Once again, it is the medium of film which alters all of the conventional parameters of our perception, our ideas of mass and material, of space and time. And once again, Gordon takes his viewers into an interim realm of possibilities, offers them an opportunity to see the world differently: as a game of opposing forces, as a compulsory visual reality in which voluntary and involuntary movements, clumsiness and grace, hope and despair become indistinguishable.

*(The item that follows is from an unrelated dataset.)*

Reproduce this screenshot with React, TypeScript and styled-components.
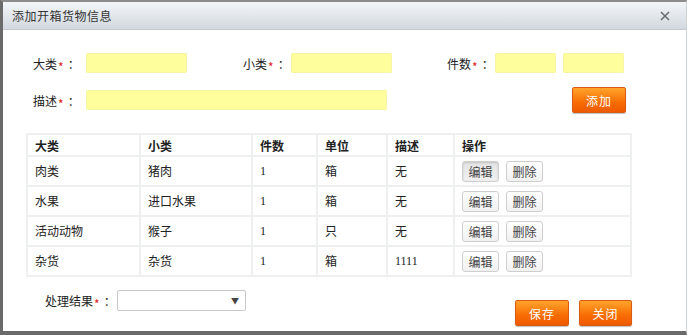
import React from 'react';
import styled, { createGlobalStyle } from 'styled-components';

const GlobalStyle = createGlobalStyle`
  html, body {
    margin: 0;
    padding: 0;
    background: #fff;
  }
  body {
    font-family: "Noto Sans CJK SC", sans-serif;
    font-size: 12px;
    color: #222;
  }
`;

const Dialog = styled.div`
  width: 687px;
  height: 335px;
  box-sizing: border-box;
  border-top: 2px solid #8c8c8c;
  border-left: 3px solid #6a6a6a;
  border-right: 1px solid #cdd2d8;
  border-bottom: 4px solid #6a6a6a;
  display: flex;
  flex-direction: column;
  background: #fff;
`;

const TitleBar = styled.div`
  height: 28px;
  box-sizing: border-box;
  padding: 0 16px 0 9px;
  display: flex;
  align-items: center;
  justify-content: space-between;
  background: linear-gradient(#f3f6f9, #d2d8de);
  border-bottom: 1px solid #c3c9cf;
`;

const Title = styled.span`
  font-size: 12px;
  color: #333;
  letter-spacing: 0.5px;
`;

const CloseX = styled.svg`
  width: 10px;
  height: 10px;
`;

const Body = styled.div`
  flex: 1;
  padding-top: 23px;
  display: flex;
  flex-direction: column;
`;

const Form = styled.div`
  width: 593px;
  padding-left: 30px;
  display: flex;
  flex-direction: column;
  gap: 14px;
`;

const Row = styled.div`
  display: flex;
  align-items: center;
`;

const Label = styled.label<{ $w: number; $gap?: number }>`
  width: ${p => p.$w}px;
  margin-left: ${p => p.$gap || 0}px;
  font-size: 12px;
  color: #222;
  white-space: nowrap;
`;

const Star = styled.span`
  color: #e02020;
  font-size: 12px;
  position: relative;
  top: 3px;
  margin: 0 4px 0 1px;
`;

const Input = styled.div<{ $w: number; $gap?: number }>`
  width: ${p => p.$w}px;
  height: 20px;
  margin-left: ${p => p.$gap || 0}px;
  background: #fefe9c;
  border-radius: 2px;
  box-shadow: inset 0 0 0 1px #f6f6a6;
`;

const OrangeButton = styled.button<{ $w: number; $gap?: string }>`
  width: ${p => p.$w}px;
  height: 26px;
  margin-left: ${p => p.$gap || '0'};
  padding: 0;
  border: 1px solid #d95a10;
  border-radius: 2px;
  background: linear-gradient(#ffa42c, #f86c04 60%, #ee5a00);
  box-shadow: 0 1px 1px rgba(0, 0, 0, 0.25);
  color: #fff;
  font-family: "Noto Sans CJK SC", sans-serif;
  font-size: 12px;
  letter-spacing: 1px;
`;

const Table = styled.table`
  margin: 20px 0 0 23px;
  width: 604px;
  border-collapse: collapse;
  border: 2px solid #eef0f0;
  table-layout: fixed;
`;

const Th = styled.th<{ $w: number }>`
  width: ${p => p.$w - 9}px;
  height: 20px;
  padding: 0 0 0 7px;
  border: 2px solid #eef0f0;
  text-align: left;
  font-size: 12px;
  font-weight: bold;
  color: #222;
`;

const Td = styled.td`
  height: 28px;
  padding: 0 0 0 7px;
  border: 2px solid #eef0f0;
  font-family: "Liberation Serif", "Noto Sans CJK SC", serif;
  font-size: 12px;
  color: #222;
`;

const Ops = styled.div`
  display: flex;
  gap: 7px;
`;

const SmallButton = styled.button<{ $active?: boolean }>`
  width: 37px;
  height: 21px;
  padding: 0;
  border: 1px solid #cfcfcf;
  border-radius: 3px;
  background: ${p => (p.$active ? 'linear-gradient(#e4e4e4, #f0f0f0)' : 'linear-gradient(#ffffff, #f1f1f1)')};
  box-shadow: ${p => (p.$active ? 'inset 0 1px 2px rgba(0,0,0,0.15)' : 'none')};
  font-family: "Noto Sans CJK SC", sans-serif;
  font-size: 12px;
  color: #444;
`;

const Footer = styled.div`
  display: flex;
  align-items: flex-start;
  margin-top: 13px;
  padding-left: 42px;
`;

const Select = styled.div`
  width: 129px;
  height: 21px;
  box-sizing: border-box;
  border: 1px solid #c9c9c9;
  border-radius: 2px;
  display: flex;
  align-items: center;
  justify-content: flex-end;
  padding-right: 6px;
  font-size: 8px;
  color: #444;
`;

const FooterButtons = styled.div`
  margin: 10px 0 0 269px;
  display: flex;
`;

const rows = [
  ['肉类', '猪肉', '1', '箱', '无'],
  ['水果', '进口水果', '1', '箱', '无'],
  ['活动动物', '猴子', '1', '只', '无'],
  ['杂货', '杂货', '1', '箱', '1111'],
];

const cols: [string, number][] = [
  ['大类', 113],
  ['小类', 112],
  ['件数', 65],
  ['单位', 70],
  ['描述', 67],
  ['操作', 177],
];

const Req = ({ text }: { text: string }) => (
  <>
    {text}
    <Star>*</Star>：
  </>
);

export default function App() {
  return (
    <Dialog>
      <GlobalStyle />
      <TitleBar>
        <Title>添加开箱货物信息</Title>
        <CloseX viewBox="0 0 10 10">
          <path d="M1 1 L9 9 M9 1 L1 9" stroke="#6a6e73" strokeWidth="1.6" />
        </CloseX>
      </TitleBar>
      <Body>
        <Form>
          <Row>
            <Label $w={53}><Req text="大类" /></Label>
            <Input $w={101} />
            <Label $w={48} $gap={56}><Req text="小类" /></Label>
            <Input $w={101} />
            <Label $w={48} $gap={55}><Req text="件数" /></Label>
            <Input $w={61} />
            <Input $w={61} $gap={7} />
          </Row>
          <Row>
            <Label $w={53}><Req text="描述" /></Label>
            <Input $w={301} />
            <OrangeButton $w={54} $gap="auto">添加</OrangeButton>
          </Row>
        </Form>
        <Table>
          <thead>
            <tr>
              {cols.map(([c, w]) => (
                <Th key={c} $w={w}>{c}</Th>
              ))}
            </tr>
          </thead>
          <tbody>
            {rows.map((r, i) => (
              <tr key={i}>
                {r.map((v, j) => (
                  <Td key={j}>{v}</Td>
                ))}
                <Td>
                  <Ops>
                    <SmallButton $active={i === 0}>编辑</SmallButton>
                    <SmallButton>删除</SmallButton>
                  </Ops>
                </Td>
              </tr>
            ))}
          </tbody>
        </Table>
        <Footer>
          <Row>
            <Label $w={72}><Req text="处理结果" /></Label>
            <Select>▼</Select>
          </Row>
          <FooterButtons>
            <OrangeButton $w={54}>保存</OrangeButton>
            <OrangeButton $w={53} $gap="10px">关闭</OrangeButton>
          </FooterButtons>
        </Footer>
      </Body>
    </Dialog>
  );
}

We might call Douglas Gordon a media artist, were it not for the fact that, on close inspection, the very versatility of his creative spectrum points up the poverty of such a designation. He is continuously venturing into a specific space, manipulating time, robbing his beholders of their accustomed point of view. He uses found footage from a range of places, mainly from the cinema but also from the realm of science, from pathology, for example; he also shoots films himself. His material, meanwhile, he makes use of quite deliberately, magnifying or reducing it in size, stretching, abbreviating, multiplying and mirroring, overlapping it or running it as a loop. More than anything, the resultant new images move us to contemplate our own frequently hackneyed ideas and actions, the traps set by our own perception. Gordon’s works pursue a series of imbricated reflections upon the image in general, and thus open up spaces for alternative action. In this pursuit, holding on and slipping away are mutually complementary principles, decisive leitmotifs not only in Douglas Gordon’s art, but equally in the lives led by each and every one of us. The signal laurels bestowed upon the artist this evening will thus surely tempt Gordon to do anything but rest, to attempt to hold fast amid the stream of eternity. Nevertheless, may this honour provide him with a brief moment of respite on a journey full of inspiration and surprises, a token of our hearty gratitude for what he has achieved thus far, and a spur to his coming discoveries.